There was a time when plastic shopping bags, drinking water in plastic bottles, plastic cups and plates and other items were unheard of. Your grandparents will tell you that they always carried a cloth bag when they went shopping and took with them bottles filled with water. Shopkeepers packed your stuff in paper bags.

Around the 1960s, a Swedish engineer, Sten Gustaf Thulin, developed a way to produce cheap plastic bags on a large scale. People began to find these far more convenient, and soon cloth bags became a thing of the past. “Use it and chuck it” became the norm with plastic bags. To make matters worse, non-recyclable plastic bottles made their entry in the market.

What happens to these carry bags and bottles which cannot be recycled once they are used? They remain in our environment for another 1000 years, polluting habitats and killing wildlife that mistakenly consume them. Not a cosy picture at all. But here is news that gladdens the heart — the consorted efforts of certain people to eliminate this plastic scourge.

India’s neighbour Bangladesh and the tiny state of Sikkim in the Himalayas have a similar story to tell. Both places decided to go plastic free after heavy rain caused drains clogged with plastic to overflow, resulting in flash floods and much havoc.

Environment crusaders are devoting time and energy to clean up and collect the plastic trash left mindlessly by others: trekkers who scale mountains, scuba divers who go into the deep seas and others who clean up our beaches.

Do away with it

Every year on June 5 the United Nations celebrate World Environment Day to make people aware of their environment and to sensitise them to environment endangering issues. This year, India will be hosting this globally important event. Rightly so, the theme for this year’s World Environment Day is ‘Beat Plastic Pollution’. The government is urging both individuals and industrialists to think of ways of avoiding a plastic crisis.

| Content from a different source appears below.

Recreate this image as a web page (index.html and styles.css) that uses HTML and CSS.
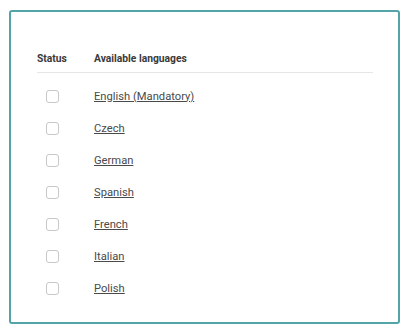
FILE: index.html
```html
<!DOCTYPE html>
<html lang="en">
<head>
  <meta charset="UTF-8" />
  <meta name="viewport" content="width=device-width, initial-scale=1" />
  <title>Languages</title>
  <link rel="stylesheet" href="styles.css">
</head>
<body>
  <div class="card">
    <div class="lang-head">
      <span class="col-status">Status</span>
      <span>Available languages</span>
    </div>
    <ul class="lang-list">
      <li><span class="col-status"><span class="check"></span></span><a href="#">English (Mandatory)</a></li>
      <li><span class="col-status"><span class="check"></span></span><a href="#">Czech</a></li>
      <li><span class="col-status"><span class="check"></span></span><a href="#">German</a></li>
      <li><span class="col-status"><span class="check"></span></span><a href="#">Spanish</a></li>
      <li><span class="col-status"><span class="check"></span></span><a href="#">French</a></li>
      <li><span class="col-status"><span class="check"></span></span><a href="#">Italian</a></li>
      <li><span class="col-status"><span class="check"></span></span><a href="#">Polish</a></li>
    </ul>
  </div>
</body>
</html>
```

FILE: styles.css
```css
*, *::before, *::after { box-sizing: border-box; }
body {
  margin: 0;
  padding: 10px 12px 0 9px;
  font-family: Roboto, 'Liberation Sans', sans-serif;
  background: #fff;
  color: #333;
}
.card {
  width: 391px;
  height: 314px;
  border: 2px solid #52a4a6;
  border-radius: 3px;
  padding: 40px 25px 18px 26px;
}
.lang-head {
  display: flex;
  font-size: 10.3px;
  font-weight: bold;
  line-height: 14px;
  color: #3a3a3a;
  padding-bottom: 6px;
  border-bottom: 1px solid #e6e6e6;
}
.col-status {
  width: 57px;
  flex-shrink: 0;
}
.lang-list {
  list-style: none;
  margin: 0;
  padding: 7px 0 0;
}
.lang-list li {
  display: flex;
  align-items: center;
  height: 32px;
  font-size: 11.2px;
}
.lang-list a {
  color: #4a4a4a;
  text-decoration: underline;
}
.check {
  display: block;
  width: 13px;
  height: 13px;
  margin-left: 9px;
  border: 1px solid #c8c8c8;
  border-radius: 3px;
  background: #fff;
}
```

On April 22, Rajeshwari Singh, a 32-year-old environmentalist, began a walking mission to beat plastic pollution, from her home town in Vadodra, Gujarat, to New Delhi. She aims to complete her walk of 1,100 km by June 5. This green hero will spread the word about beating plastic pollution in all the cities on her way. True to her cause, she refuses to drink water from single-use water bottles or eat food packaged in plastic.

All of us may not achieve what Rajeshwari hopes to, but we can, in our own little way, perform green deeds towards keeping our environment plastic free and making sure our planet continues to remain the ‘beautiful blue marble’ in the solar system supporting life.